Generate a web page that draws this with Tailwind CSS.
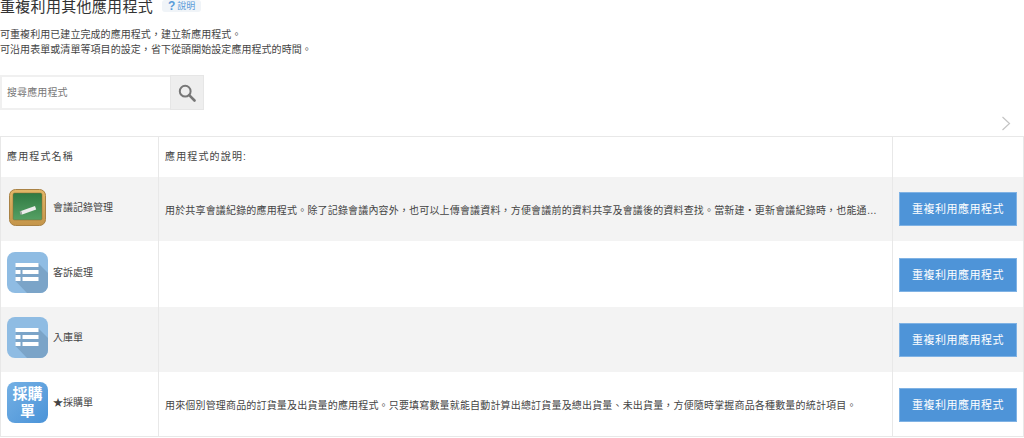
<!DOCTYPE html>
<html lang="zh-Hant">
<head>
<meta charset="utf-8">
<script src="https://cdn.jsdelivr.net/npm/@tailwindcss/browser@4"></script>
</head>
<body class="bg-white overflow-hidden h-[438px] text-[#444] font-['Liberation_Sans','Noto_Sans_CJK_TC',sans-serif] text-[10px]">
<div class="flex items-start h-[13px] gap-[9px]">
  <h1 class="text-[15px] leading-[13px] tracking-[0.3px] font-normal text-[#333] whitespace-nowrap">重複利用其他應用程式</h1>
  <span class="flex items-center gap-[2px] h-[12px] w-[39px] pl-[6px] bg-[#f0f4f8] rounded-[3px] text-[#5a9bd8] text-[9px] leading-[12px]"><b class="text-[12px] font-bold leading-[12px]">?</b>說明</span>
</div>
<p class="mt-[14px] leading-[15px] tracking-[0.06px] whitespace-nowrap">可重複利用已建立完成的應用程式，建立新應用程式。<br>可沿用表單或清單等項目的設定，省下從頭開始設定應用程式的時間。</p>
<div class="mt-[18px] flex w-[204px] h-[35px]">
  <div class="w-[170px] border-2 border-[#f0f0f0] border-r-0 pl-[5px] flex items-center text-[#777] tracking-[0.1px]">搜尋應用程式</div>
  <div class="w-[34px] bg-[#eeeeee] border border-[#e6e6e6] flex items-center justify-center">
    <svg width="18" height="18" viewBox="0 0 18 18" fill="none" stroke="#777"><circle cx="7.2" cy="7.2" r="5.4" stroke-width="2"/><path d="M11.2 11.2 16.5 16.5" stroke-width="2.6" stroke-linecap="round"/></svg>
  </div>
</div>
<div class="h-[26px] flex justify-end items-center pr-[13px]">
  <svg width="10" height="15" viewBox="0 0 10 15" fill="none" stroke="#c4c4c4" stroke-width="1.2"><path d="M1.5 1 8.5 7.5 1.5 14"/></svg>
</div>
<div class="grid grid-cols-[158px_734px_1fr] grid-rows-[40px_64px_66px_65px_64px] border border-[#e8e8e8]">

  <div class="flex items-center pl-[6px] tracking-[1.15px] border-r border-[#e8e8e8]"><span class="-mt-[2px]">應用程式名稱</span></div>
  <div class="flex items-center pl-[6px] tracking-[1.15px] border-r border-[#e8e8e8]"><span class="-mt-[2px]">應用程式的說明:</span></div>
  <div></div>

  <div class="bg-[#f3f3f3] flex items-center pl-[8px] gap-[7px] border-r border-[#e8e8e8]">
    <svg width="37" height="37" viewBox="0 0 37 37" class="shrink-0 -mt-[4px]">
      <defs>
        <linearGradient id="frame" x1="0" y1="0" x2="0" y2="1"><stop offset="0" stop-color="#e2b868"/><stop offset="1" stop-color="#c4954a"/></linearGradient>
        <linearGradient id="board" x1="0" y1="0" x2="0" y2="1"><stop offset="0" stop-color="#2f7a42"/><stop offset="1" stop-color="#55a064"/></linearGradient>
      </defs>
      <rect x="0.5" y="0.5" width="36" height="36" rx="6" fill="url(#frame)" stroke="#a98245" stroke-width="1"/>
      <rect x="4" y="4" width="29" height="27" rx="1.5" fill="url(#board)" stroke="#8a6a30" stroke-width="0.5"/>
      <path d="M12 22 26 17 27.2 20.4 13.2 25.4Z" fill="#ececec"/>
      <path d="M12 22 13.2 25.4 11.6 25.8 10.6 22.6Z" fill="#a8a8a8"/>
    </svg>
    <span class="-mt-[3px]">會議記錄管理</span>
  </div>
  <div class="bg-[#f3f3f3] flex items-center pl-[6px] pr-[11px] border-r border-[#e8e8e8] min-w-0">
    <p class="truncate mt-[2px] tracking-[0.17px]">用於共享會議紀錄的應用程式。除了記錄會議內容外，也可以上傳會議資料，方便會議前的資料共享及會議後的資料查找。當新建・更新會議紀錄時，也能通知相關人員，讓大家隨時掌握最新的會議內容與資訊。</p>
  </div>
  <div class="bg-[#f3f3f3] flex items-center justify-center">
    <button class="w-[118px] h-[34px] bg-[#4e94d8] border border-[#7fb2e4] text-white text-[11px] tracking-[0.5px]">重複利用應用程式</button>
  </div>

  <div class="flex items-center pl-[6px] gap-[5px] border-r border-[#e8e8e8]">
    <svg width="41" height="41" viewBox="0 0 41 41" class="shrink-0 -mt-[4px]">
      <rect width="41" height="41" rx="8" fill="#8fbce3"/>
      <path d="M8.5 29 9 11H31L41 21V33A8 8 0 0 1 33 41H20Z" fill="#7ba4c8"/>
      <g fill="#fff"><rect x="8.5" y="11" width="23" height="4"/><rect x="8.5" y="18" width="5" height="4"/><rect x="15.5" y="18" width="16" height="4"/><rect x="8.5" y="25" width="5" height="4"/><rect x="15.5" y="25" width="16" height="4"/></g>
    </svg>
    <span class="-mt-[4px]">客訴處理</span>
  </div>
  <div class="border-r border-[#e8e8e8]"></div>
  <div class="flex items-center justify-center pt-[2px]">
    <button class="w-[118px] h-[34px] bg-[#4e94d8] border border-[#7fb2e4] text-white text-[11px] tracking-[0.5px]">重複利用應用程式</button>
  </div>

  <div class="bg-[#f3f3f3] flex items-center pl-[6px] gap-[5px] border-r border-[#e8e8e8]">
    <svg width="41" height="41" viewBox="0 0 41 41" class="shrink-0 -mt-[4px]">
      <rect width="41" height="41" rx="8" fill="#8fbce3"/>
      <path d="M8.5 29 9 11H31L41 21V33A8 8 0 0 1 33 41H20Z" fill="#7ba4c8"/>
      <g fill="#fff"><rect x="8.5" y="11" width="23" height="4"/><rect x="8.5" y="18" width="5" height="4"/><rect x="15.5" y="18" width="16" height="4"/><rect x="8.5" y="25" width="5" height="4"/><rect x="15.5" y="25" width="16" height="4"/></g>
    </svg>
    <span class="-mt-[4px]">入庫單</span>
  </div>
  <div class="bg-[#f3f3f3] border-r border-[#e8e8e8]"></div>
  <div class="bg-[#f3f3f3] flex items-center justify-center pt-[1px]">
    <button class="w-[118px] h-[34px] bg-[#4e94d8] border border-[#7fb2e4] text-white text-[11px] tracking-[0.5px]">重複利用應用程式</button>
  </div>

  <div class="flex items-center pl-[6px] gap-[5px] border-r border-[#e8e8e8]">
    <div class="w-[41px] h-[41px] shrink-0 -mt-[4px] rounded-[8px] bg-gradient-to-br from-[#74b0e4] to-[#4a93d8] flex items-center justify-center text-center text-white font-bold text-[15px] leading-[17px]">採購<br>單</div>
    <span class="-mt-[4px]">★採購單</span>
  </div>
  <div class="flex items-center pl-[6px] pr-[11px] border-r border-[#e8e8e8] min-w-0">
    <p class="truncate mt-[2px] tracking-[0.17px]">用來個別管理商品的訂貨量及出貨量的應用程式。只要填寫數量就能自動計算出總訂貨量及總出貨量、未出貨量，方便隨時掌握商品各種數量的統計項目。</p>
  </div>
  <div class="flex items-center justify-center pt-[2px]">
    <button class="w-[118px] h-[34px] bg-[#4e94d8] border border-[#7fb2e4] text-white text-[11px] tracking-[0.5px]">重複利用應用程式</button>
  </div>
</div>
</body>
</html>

+===+

The data should be printed again unchanged; leave its pictures out.

Generate a web page that draws this with Tailwind CSS.
<!DOCTYPE html>
<html lang="zh-Hant">
<head>
<meta charset="utf-8">
<script src="https://cdn.jsdelivr.net/npm/@tailwindcss/browser@4"></script>
</head>
<body class="bg-white overflow-hidden h-[438px] text-[#444] font-['Liberation_Sans','Noto_Sans_CJK_TC',sans-serif] text-[10px]">
<div class="flex items-start h-[13px] gap-[9px]">
  <h1 class="text-[15px] leading-[13px] tracking-[0.3px] font-normal text-[#333] whitespace-nowrap">重複利用其他應用程式</h1>
  <span class="flex items-center gap-[2px] h-[12px] w-[39px] pl-[6px] bg-[#f0f4f8] rounded-[3px] text-[#5a9bd8] text-[9px] leading-[12px]"><b class="text-[12px] font-bold leading-[12px]">?</b>說明</span>
</div>
<p class="mt-[14px] leading-[15px] tracking-[0.06px] whitespace-nowrap">可重複利用已建立完成的應用程式，建立新應用程式。<br>可沿用表單或清單等項目的設定，省下從頭開始設定應用程式的時間。</p>
<div class="mt-[18px] flex w-[204px] h-[35px]">
  <div class="w-[170px] border-2 border-[#f0f0f0] border-r-0 pl-[5px] flex items-center text-[#777] tracking-[0.1px]">搜尋應用程式</div>
  <div class="w-[34px] bg-[#eeeeee] border border-[#e6e6e6] flex items-center justify-center">
    <svg width="18" height="18" viewBox="0 0 18 18" fill="none" stroke="#777"><circle cx="7.2" cy="7.2" r="5.4" stroke-width="2"/><path d="M11.2 11.2 16.5 16.5" stroke-width="2.6" stroke-linecap="round"/></svg>
  </div>
</div>
<div class="h-[26px] flex justify-end items-center pr-[13px]">
  <svg width="10" height="15" viewBox="0 0 10 15" fill="none" stroke="#c4c4c4" stroke-width="1.2"><path d="M1.5 1 8.5 7.5 1.5 14"/></svg>
</div>
<div class="grid grid-cols-[158px_734px_1fr] grid-rows-[40px_64px_66px_65px_64px] border border-[#e8e8e8]">

  <div class="flex items-center pl-[6px] tracking-[1.15px] border-r border-[#e8e8e8]"><span class="-mt-[2px]">應用程式名稱</span></div>
  <div class="flex items-center pl-[6px] tracking-[1.15px] border-r border-[#e8e8e8]"><span class="-mt-[2px]">應用程式的說明:</span></div>
  <div></div>

  <div class="bg-[#f3f3f3] flex items-center pl-[8px] gap-[7px] border-r border-[#e8e8e8]">
    <svg width="37" height="37" viewBox="0 0 37 37" class="shrink-0 -mt-[4px]">
      <defs>
        <linearGradient id="frame" x1="0" y1="0" x2="0" y2="1"><stop offset="0" stop-color="#e2b868"/><stop offset="1" stop-color="#c4954a"/></linearGradient>
        <linearGradient id="board" x1="0" y1="0" x2="0" y2="1"><stop offset="0" stop-color="#2f7a42"/><stop offset="1" stop-color="#55a064"/></linearGradient>
      </defs>
      <rect x="0.5" y="0.5" width="36" height="36" rx="6" fill="url(#frame)" stroke="#a98245" stroke-width="1"/>
      <rect x="4" y="4" width="29" height="27" rx="1.5" fill="url(#board)" stroke="#8a6a30" stroke-width="0.5"/>
      <path d="M12 22 26 17 27.2 20.4 13.2 25.4Z" fill="#ececec"/>
      <path d="M12 22 13.2 25.4 11.6 25.8 10.6 22.6Z" fill="#a8a8a8"/>
    </svg>
    <span class="-mt-[3px]">會議記錄管理</span>
  </div>
  <div class="bg-[#f3f3f3] flex items-center pl-[6px] pr-[11px] border-r border-[#e8e8e8] min-w-0">
    <p class="truncate mt-[2px] tracking-[0.17px]">用於共享會議紀錄的應用程式。除了記錄會議內容外，也可以上傳會議資料，方便會議前的資料共享及會議後的資料查找。當新建・更新會議紀錄時，也能通知相關人員，讓大家隨時掌握最新的會議內容與資訊。</p>
  </div>
  <div class="bg-[#f3f3f3] flex items-center justify-center">
    <button class="w-[118px] h-[34px] bg-[#4e94d8] border border-[#7fb2e4] text-white text-[11px] tracking-[0.5px]">重複利用應用程式</button>
  </div>

  <div class="flex items-center pl-[6px] gap-[5px] border-r border-[#e8e8e8]">
    <svg width="41" height="41" viewBox="0 0 41 41" class="shrink-0 -mt-[4px]">
      <rect width="41" height="41" rx="8" fill="#8fbce3"/>
      <path d="M8.5 29 9 11H31L41 21V33A8 8 0 0 1 33 41H20Z" fill="#7ba4c8"/>
      <g fill="#fff"><rect x="8.5" y="11" width="23" height="4"/><rect x="8.5" y="18" width="5" height="4"/><rect x="15.5" y="18" width="16" height="4"/><rect x="8.5" y="25" width="5" height="4"/><rect x="15.5" y="25" width="16" height="4"/></g>
    </svg>
    <span class="-mt-[4px]">客訴處理</span>
  </div>
  <div class="border-r border-[#e8e8e8]"></div>
  <div class="flex items-center justify-center pt-[2px]">
    <button class="w-[118px] h-[34px] bg-[#4e94d8] border border-[#7fb2e4] text-white text-[11px] tracking-[0.5px]">重複利用應用程式</button>
  </div>

  <div class="bg-[#f3f3f3] flex items-center pl-[6px] gap-[5px] border-r border-[#e8e8e8]">
    <svg width="41" height="41" viewBox="0 0 41 41" class="shrink-0 -mt-[4px]">
      <rect width="41" height="41" rx="8" fill="#8fbce3"/>
      <path d="M8.5 29 9 11H31L41 21V33A8 8 0 0 1 33 41H20Z" fill="#7ba4c8"/>
      <g fill="#fff"><rect x="8.5" y="11" width="23" height="4"/><rect x="8.5" y="18" width="5" height="4"/><rect x="15.5" y="18" width="16" height="4"/><rect x="8.5" y="25" width="5" height="4"/><rect x="15.5" y="25" width="16" height="4"/></g>
    </svg>
    <span class="-mt-[4px]">入庫單</span>
  </div>
  <div class="bg-[#f3f3f3] border-r border-[#e8e8e8]"></div>
  <div class="bg-[#f3f3f3] flex items-center justify-center pt-[1px]">
    <button class="w-[118px] h-[34px] bg-[#4e94d8] border border-[#7fb2e4] text-white text-[11px] tracking-[0.5px]">重複利用應用程式</button>
  </div>

  <div class="flex items-center pl-[6px] gap-[5px] border-r border-[#e8e8e8]">
    <div class="w-[41px] h-[41px] shrink-0 -mt-[4px] rounded-[8px] bg-gradient-to-br from-[#74b0e4] to-[#4a93d8] flex items-center justify-center text-center text-white font-bold text-[15px] leading-[17px]">採購<br>單</div>
    <span class="-mt-[4px]">★採購單</span>
  </div>
  <div class="flex items-center pl-[6px] pr-[11px] border-r border-[#e8e8e8] min-w-0">
    <p class="truncate mt-[2px] tracking-[0.17px]">用來個別管理商品的訂貨量及出貨量的應用程式。只要填寫數量就能自動計算出總訂貨量及總出貨量、未出貨量，方便隨時掌握商品各種數量的統計項目。</p>
  </div>
  <div class="flex items-center justify-center pt-[2px]">
    <button class="w-[118px] h-[34px] bg-[#4e94d8] border border-[#7fb2e4] text-white text-[11px] tracking-[0.5px]">重複利用應用程式</button>
  </div>
</div>
</body>
</html>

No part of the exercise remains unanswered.